**REQUIRED WORK:**
Go through the records and copy each line where the word "with" occurs.

**DATA LISTING:**
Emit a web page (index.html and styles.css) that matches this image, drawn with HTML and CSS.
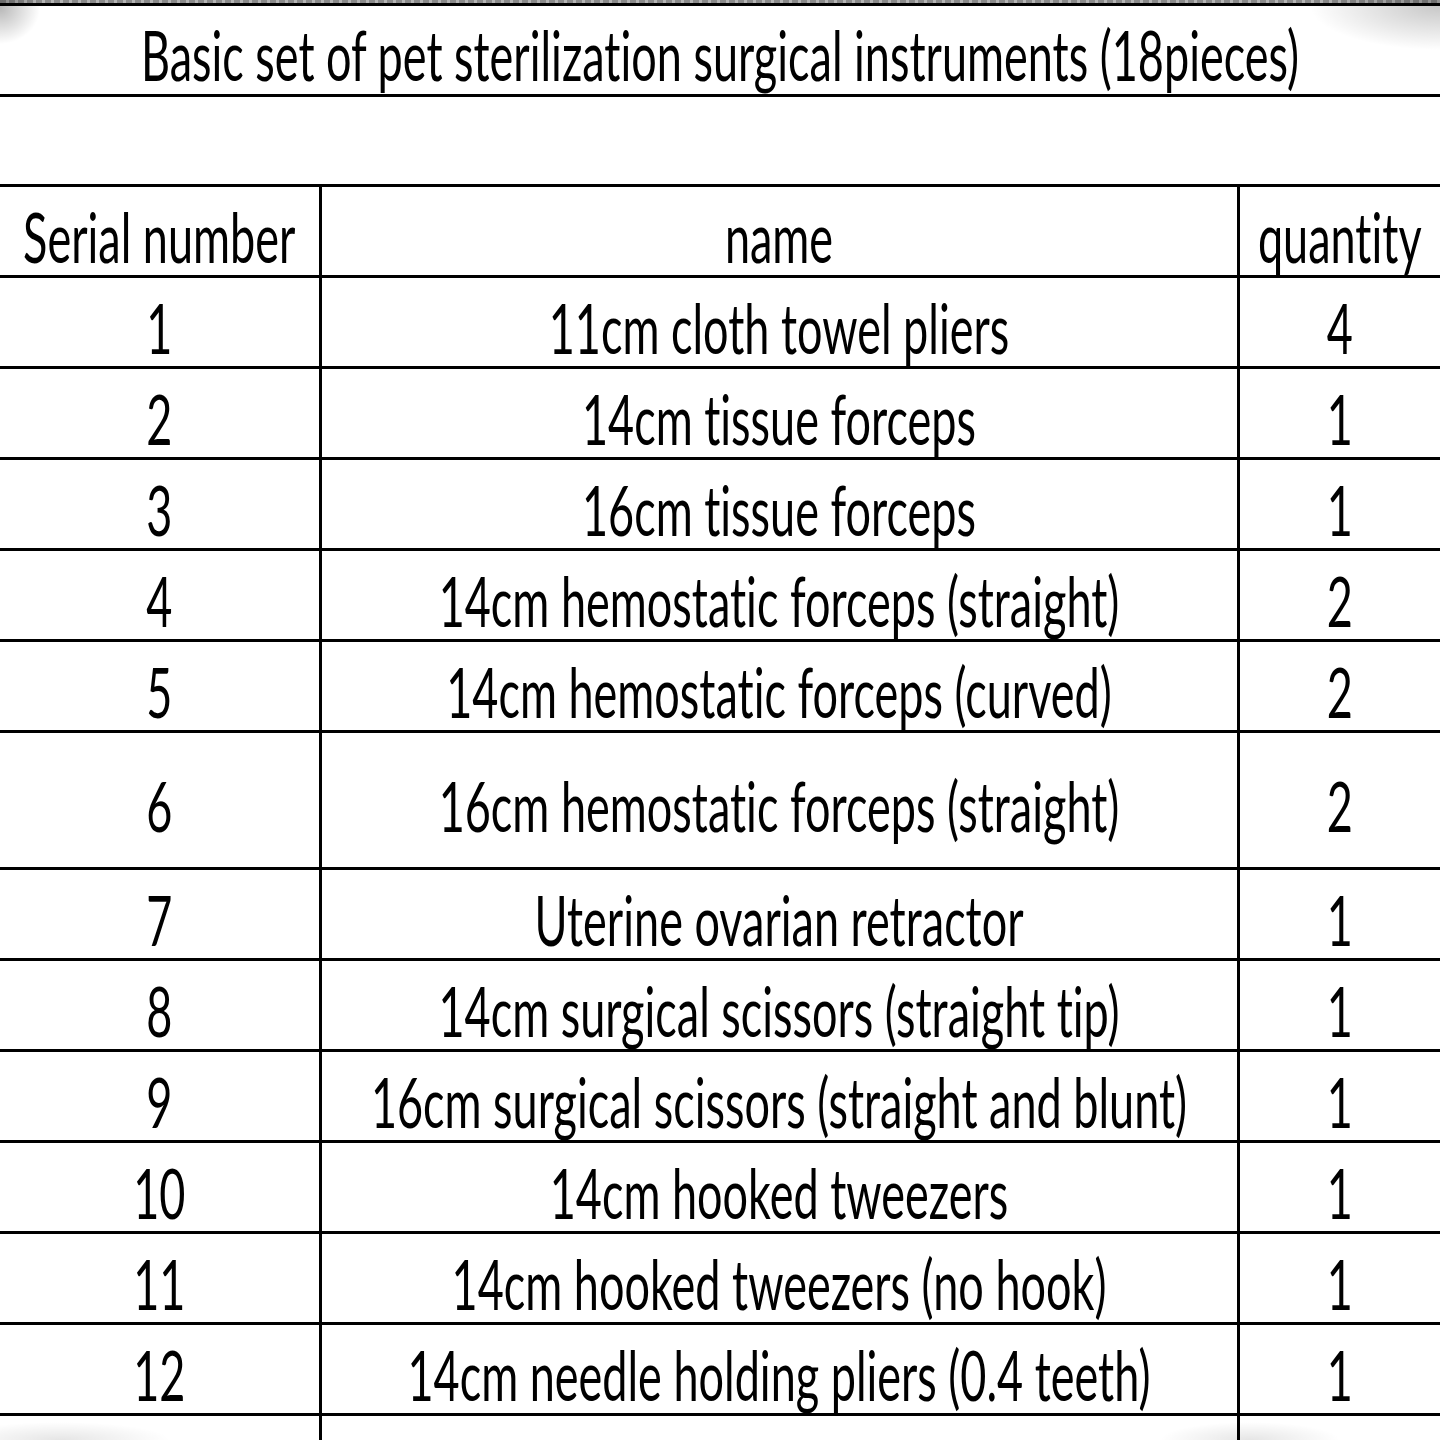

--

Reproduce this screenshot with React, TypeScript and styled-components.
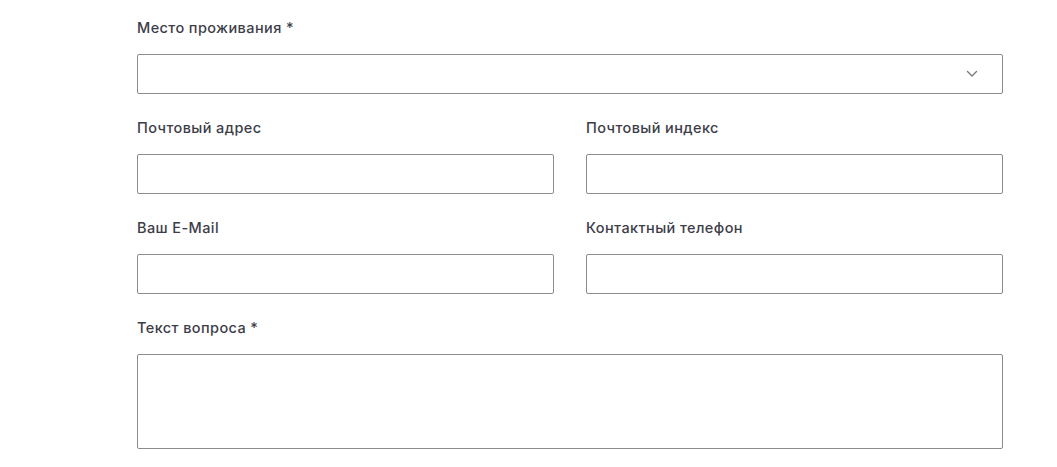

---

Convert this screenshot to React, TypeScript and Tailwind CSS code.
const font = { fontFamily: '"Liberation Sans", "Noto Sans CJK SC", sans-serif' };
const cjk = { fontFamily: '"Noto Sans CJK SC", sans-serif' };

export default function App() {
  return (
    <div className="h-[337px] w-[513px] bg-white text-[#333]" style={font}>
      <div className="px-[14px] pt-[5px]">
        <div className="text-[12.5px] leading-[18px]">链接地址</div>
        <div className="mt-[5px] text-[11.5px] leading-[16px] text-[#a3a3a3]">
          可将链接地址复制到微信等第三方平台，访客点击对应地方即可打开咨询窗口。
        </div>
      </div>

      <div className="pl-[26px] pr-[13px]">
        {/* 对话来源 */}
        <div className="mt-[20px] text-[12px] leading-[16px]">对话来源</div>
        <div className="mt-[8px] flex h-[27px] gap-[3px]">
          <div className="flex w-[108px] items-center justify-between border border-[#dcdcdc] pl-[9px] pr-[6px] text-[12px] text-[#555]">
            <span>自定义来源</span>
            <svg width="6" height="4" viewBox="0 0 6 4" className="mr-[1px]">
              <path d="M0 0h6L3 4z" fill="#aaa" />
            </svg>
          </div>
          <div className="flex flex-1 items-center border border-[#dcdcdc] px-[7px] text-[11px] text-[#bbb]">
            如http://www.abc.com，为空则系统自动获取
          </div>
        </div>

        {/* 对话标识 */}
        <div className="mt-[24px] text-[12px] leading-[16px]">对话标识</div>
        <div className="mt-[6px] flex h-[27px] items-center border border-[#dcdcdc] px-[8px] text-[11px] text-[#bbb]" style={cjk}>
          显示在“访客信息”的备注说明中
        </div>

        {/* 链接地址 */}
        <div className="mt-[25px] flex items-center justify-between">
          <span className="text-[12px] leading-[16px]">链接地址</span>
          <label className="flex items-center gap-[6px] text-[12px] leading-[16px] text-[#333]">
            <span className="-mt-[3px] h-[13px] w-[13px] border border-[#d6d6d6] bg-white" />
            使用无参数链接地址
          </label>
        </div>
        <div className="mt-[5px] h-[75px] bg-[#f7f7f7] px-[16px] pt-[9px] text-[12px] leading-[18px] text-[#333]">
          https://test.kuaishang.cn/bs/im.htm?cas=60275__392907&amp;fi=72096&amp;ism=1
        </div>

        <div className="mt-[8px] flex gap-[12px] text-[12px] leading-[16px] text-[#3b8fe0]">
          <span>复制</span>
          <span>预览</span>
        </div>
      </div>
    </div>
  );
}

**FULL RESPONSE:**
Emit a web page (index.html and styles.css) that matches this image, drawn with HTML and CSS.
Reproduce this screenshot with React, TypeScript and styled-components.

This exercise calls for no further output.